From the hatred unleashed on Émile Zola, Joyce knew there was an idea, assiduously promoted in right-wing reactionary polemic, of the Jews as cynical promoters of a corrosive modernism. This was part of a rich stock of anti-Semitic narratives and images which were to become important for Joyce, but were not what initially drew him to Jewish themes.
Crucially, the Irish and the Jews stood outside the paradigm of established European statehood. Their common statelessness, for radically disparate reasons, provided a strategic perspective on a European state system shaped by the Congress of Vienna which more or less perdured until the First World War. Bloom embodied two stateless tribes, one an island people, the other dispersed. Their peripherality or marginality to the schema of constituted statehood and empire is as much a matter of providing an enabling perspective as it is of the prejudice and oppression to which the two races were (unequally) subject.
There were centuries of struggle and oppression remembered in both cultures with mournful pride. Both were minorities in imperial settings (though the Jews were minorities in every European country) with contested issues about assimilation and language. There was some correlation between Irish nationalism and Zionism (Joyce was borderline sceptical on the subject of Zionism, though understanding of its inspiration). Joyce was drawn to the richness and fluidity of associations between the Irish and the Jews, a great lurch forward from his doomed attempt to establish tortuous equivalences between the Irish working class and peasantry and the Italian proletariat in his revolutionary syndicalist phase at the start of his exile.
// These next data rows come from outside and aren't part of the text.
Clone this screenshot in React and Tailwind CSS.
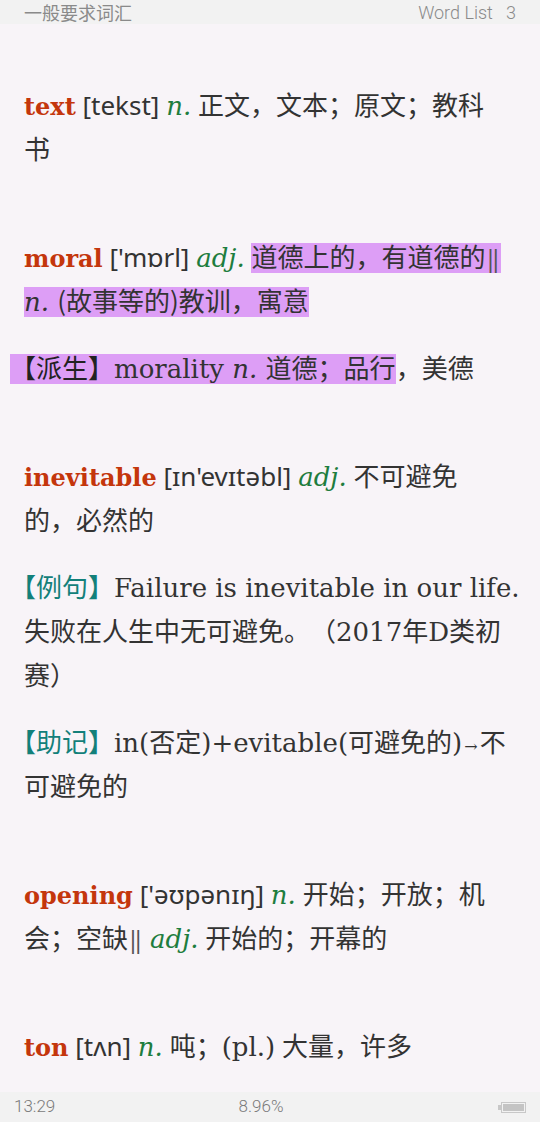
import React from 'react';

const SERIF = "font-['DejaVu_Serif','Noto_Sans_CJK_SC',serif]";
const CJK = "font-['Noto_Sans_CJK_SC',sans-serif]";

function Head({ children }) {
    return <span className={`${SERIF} font-bold text-[#c4360c] text-[24px]`}>{children}</span>;
}

function Phon({ children }) {
    return <span className="font-['Noto_Sans','DejaVu_Sans',sans-serif] text-[#333] text-[26px]">{children}</span>;
}

function Pos({ children }) {
    return <span className={`${SERIF} italic text-[#1e7d3e]`}>{children}</span>;
}

function Zh({ children }) {
    return <span className={CJK}>{children}</span>;
}

function Bar() {
    return <span className="font-['Noto_Sans',sans-serif] text-[#555] text-[24px] px-[1px]">‖</span>;
}

function Tag({ children, teal }) {
    return <span className={`${CJK} ${teal ? 'text-[#13807a]' : 'text-[#222]'}`}>【{children}】</span>;
}

function Mark({ children }) {
    return <span className={`${SERIF} bg-[#dd9ef6]`}>{children}</span>;
}

function Line({ children, hang }) {
    return <div className={`h-[44px] leading-[44px] whitespace-nowrap ${hang ? '-ml-[14px]' : ''}`}>{children}</div>;
}

export default function App() {
    return (
        <div className="w-[540px] h-[1122px] flex flex-col bg-[#f8f4f8] text-[#333] overflow-hidden [text-spacing-trim:space-all]">
            <div className="h-[24px] shrink-0 bg-[#f2f2f2] flex items-center justify-between px-[24px] text-[18px] text-[#8a8a8a]">
                <span className={CJK}>一般要求词汇</span>
                <span className="font-['Roboto',sans-serif] font-light whitespace-pre">Word List   3</span>
            </div>

            <div className="flex-1 min-h-0 px-[24px] pt-[58px] text-[26px]">
                <div>
                    <Line><Head>text</Head> <Phon>[tekst]</Phon> <Pos>n.</Pos> <Zh>正文，文本；原文；教科</Zh></Line>
                    <Line><Zh>书</Zh></Line>
                </div>

                <div className="mt-[64px]">
                    <Line><Head>moral</Head> <Phon>['mɒrl]</Phon> <Pos>adj.</Pos> <Mark><Zh>道德上的，有道德的</Zh><Bar /></Mark></Line>
                    <Line><Mark><span className="italic">n.</span> <Zh>(故事等的)教训，寓意</Zh></Mark></Line>
                </div>
                <div className="mt-[23px]">
                    <Line hang><Mark><Tag>派生</Tag>morality <span className="italic">n.</span> <Zh>道德；品行</Zh></Mark><Zh>，美德</Zh></Line>
                </div>

                <div className="mt-[64px]">
                    <Line><Head>inevitable</Head> <Phon>[ɪn'evɪtəbl]</Phon> <Pos>adj.</Pos> <Zh>不可避免</Zh></Line>
                    <Line><Zh>的，必然的</Zh></Line>
                </div>
                <div className="mt-[23px]">
                    <Line hang><Tag teal>例句</Tag><span className={SERIF}>Failure is inevitable in our life.</span></Line>
                    <Line><Zh>失败在人生中无可避免。（</Zh><span className={SERIF}>2017</span><Zh>年</Zh><span className={SERIF}>D</span><Zh>类初</Zh></Line>
                    <Line><Zh>赛）</Zh></Line>
                </div>
                <div className="mt-[23px]">
                    <Line hang><Tag teal>助记</Tag><span className={SERIF}>in(<Zh>否定</Zh>)+evitable(<Zh>可避免的</Zh>)<span className="text-[16px] px-[2px]">→</span></span><Zh>不</Zh></Line>
                    <Line><Zh>可避免的</Zh></Line>
                </div>

                <div className="mt-[64px]">
                    <Line><Head>opening</Head> <Phon>['əʊpənɪŋ]</Phon> <Pos>n.</Pos> <Zh>开始；开放；机</Zh></Line>
                    <Line><Zh>会；空缺</Zh><Bar /> <Pos>adj.</Pos> <Zh>开始的；开幕的</Zh></Line>
                </div>

                <div className="mt-[64px]">
                    <Line><Head>ton</Head> <Phon>[tʌn]</Phon> <Pos>n.</Pos> <Zh>吨；</Zh><span className={SERIF}>(pl.)</span> <Zh>大量，许多</Zh></Line>
                </div>
            </div>

            <div className="h-[30px] shrink-0 bg-[#f2f2f2] flex items-center px-[14px] text-[17px] text-[#7a7a7a] font-['Roboto',sans-serif] font-light">
                <span className="w-[100px]">13:29</span>
                <span className="flex-1 text-center pr-[18px]">8.96%</span>
                <div className="w-[100px] flex justify-end items-center">
                    <div className="w-[3px] h-[5px] bg-[#c8c8c8]" />
                    <div className="w-[25px] h-[11px] border border-[#c8c8c8] p-[1px]">
                        <div className="w-full h-full bg-[#c4c4c4]" />
                    </div>
                </div>
            </div>
        </div>
    );
}
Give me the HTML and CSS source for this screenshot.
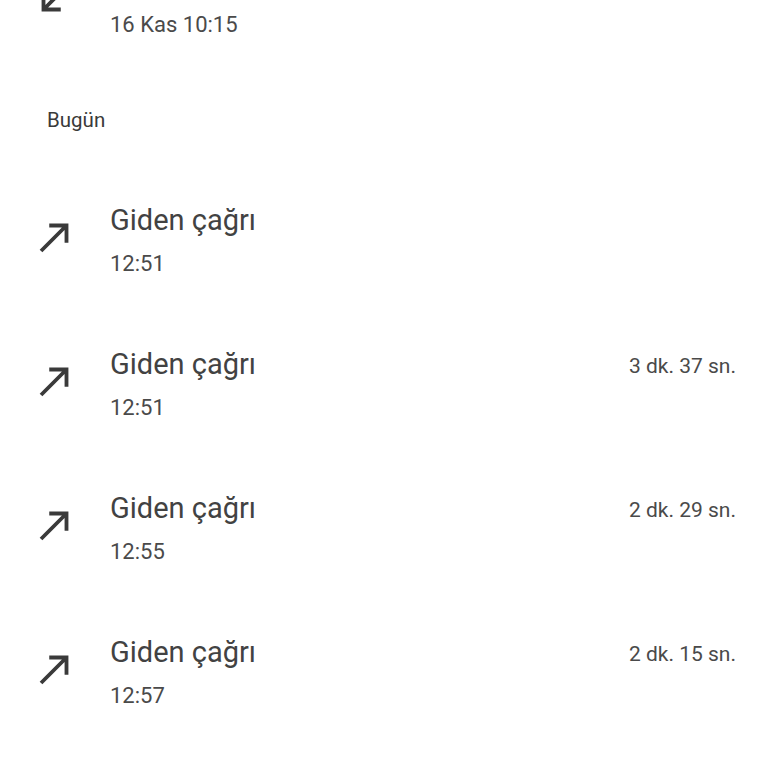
FILE: index.html
```html
<!DOCTYPE html>
<html lang="tr">
<head>
<meta charset="utf-8">
<link rel="stylesheet" href="styles.css">
</head>
<body>
<div class="list">
  <div class="row row-first">
    <svg class="icon icon-first" viewBox="0 0 24 24"><path d="M20 5.41L18.59 4 7 15.59V9H5v10h10v-2H8.41z"/></svg>
    <div class="text">
      <div class="sub">16 Kas 10:15</div>
    </div>
  </div>
  <div class="header">Bugün</div>
  <div class="row">
    <svg class="icon" viewBox="0 0 24 24"><path d="M9 5v2h6.59L4 18.59 5.41 20 17 8.41V15h2V5z"/></svg>
    <div class="text">
      <div class="title">Giden çağrı</div>
      <div class="sub">12:51</div>
    </div>
    <div class="dur"></div>
  </div>
  <div class="row">
    <svg class="icon" viewBox="0 0 24 24"><path d="M9 5v2h6.59L4 18.59 5.41 20 17 8.41V15h2V5z"/></svg>
    <div class="text">
      <div class="title">Giden çağrı</div>
      <div class="sub">12:51</div>
    </div>
    <div class="dur">3 dk. 37 sn.</div>
  </div>
  <div class="row">
    <svg class="icon" viewBox="0 0 24 24"><path d="M9 5v2h6.59L4 18.59 5.41 20 17 8.41V15h2V5z"/></svg>
    <div class="text">
      <div class="title">Giden çağrı</div>
      <div class="sub">12:55</div>
    </div>
    <div class="dur">2 dk. 29 sn.</div>
  </div>
  <div class="row">
    <svg class="icon" viewBox="0 0 24 24"><path d="M9 5v2h6.59L4 18.59 5.41 20 17 8.41V15h2V5z"/></svg>
    <div class="text">
      <div class="title">Giden çağrı</div>
      <div class="sub">12:57</div>
    </div>
    <div class="dur">2 dk. 15 sn.</div>
  </div>
</div>
</body>
</html>
```
FILE: styles.css
```css
html, body {
  margin: 0;
  padding: 0;
  background: #ffffff;
  overflow: hidden;
}
body {
  font-family: Roboto, "Noto Sans", sans-serif;
  color: #3c3c3c;
}
.list {
  display: flex;
  flex-direction: column;
}
.row {
  display: flex;
  align-items: flex-start;
  height: 144px;
  box-sizing: border-box;
  padding: 28px 32px 0 32px;
}
.row-first {
  height: 75px;
  padding-top: 3px;
}
.icon {
  width: 46px;
  height: 46px;
  fill: #3a3a3a;
  margin-top: 16px;
  flex: none;
}
.icon-first {
  margin-top: -28px;
}
.text {
  margin-left: 32px;
  flex: 1;
  display: flex;
  flex-direction: column;
}
.title {
  font-size: 29px;
  line-height: 44px;
  color: #424242;
}
.sub {
  font-size: 22px;
  line-height: 44px;
  color: #4a4a4a;
}
.dur {
  font-size: 21px;
  line-height: 44px;
  padding-top: 2px;
  color: #4a4a4a;
}
.header {
  height: 95px;
  box-sizing: border-box;
  padding: 33px 0 0 47px;
  font-size: 20.5px;
  line-height: 24px;
  color: #3a3a3a;
}
```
To all of this has to be added Joyce’s sympathetic curiosity about the Jews, developing into a sense of affinity, and a prescient sense of unease at the pervasiveness of anti-Semitism elsewhere in the Austro-Hungarian Empire, and in Europe and Russia generally, beyond what seemed the comparatively tranquil enclave of pre-war Trieste. His identification with the Jews was affirmed in exile, especially post-1912, by the ‘Hebraic theme of non-return’ that runs through Ulysses5 and by the idea of the Jews as People of the Book, leading to Ira Nadel’s proposition that ‘the essential Judaism of Joyce is textual’.6
Joyce knew what he could make in his novel of the progress of an Irish Jewish protagonist across a day through the semi-resistant medium of the Irish capital. He knew also that the foregrounding of a Dublin Jew would irritate most conservative Catholic Irish nationalists, those who were in sympathy with Healy’s attacks on Parnell as an Irish Protestant, as well as xenophobic cultural nationalists. That might be thought within its limits as a perfectly judged—and rare—political deployment of literary modernism. But the annoyance the novel might provoke in those whom Joyce most despised politically in Ireland was a secondary consideration. His ambitions for his work were vaster in scope. He had read a great deal of contemporary writing as well as newspaper coverage on the subject of the Jews. He was writing not merely against overt anti-Semitism; he was also pitting his art against the dogmatic characterisation and objectification of Jews in contemporary ‘informed’ discourse, most typically in portentous meditations on the ‘Jewish question’, mainly in relation to Austro-Hungary and eastern Europe, in avowedly non-partisan or even philosemitic writing as well as in anti-Semitic texts. In this Joyce’s placid Bloom of Dublin was conceived as a radically revisionist figure on a European scale.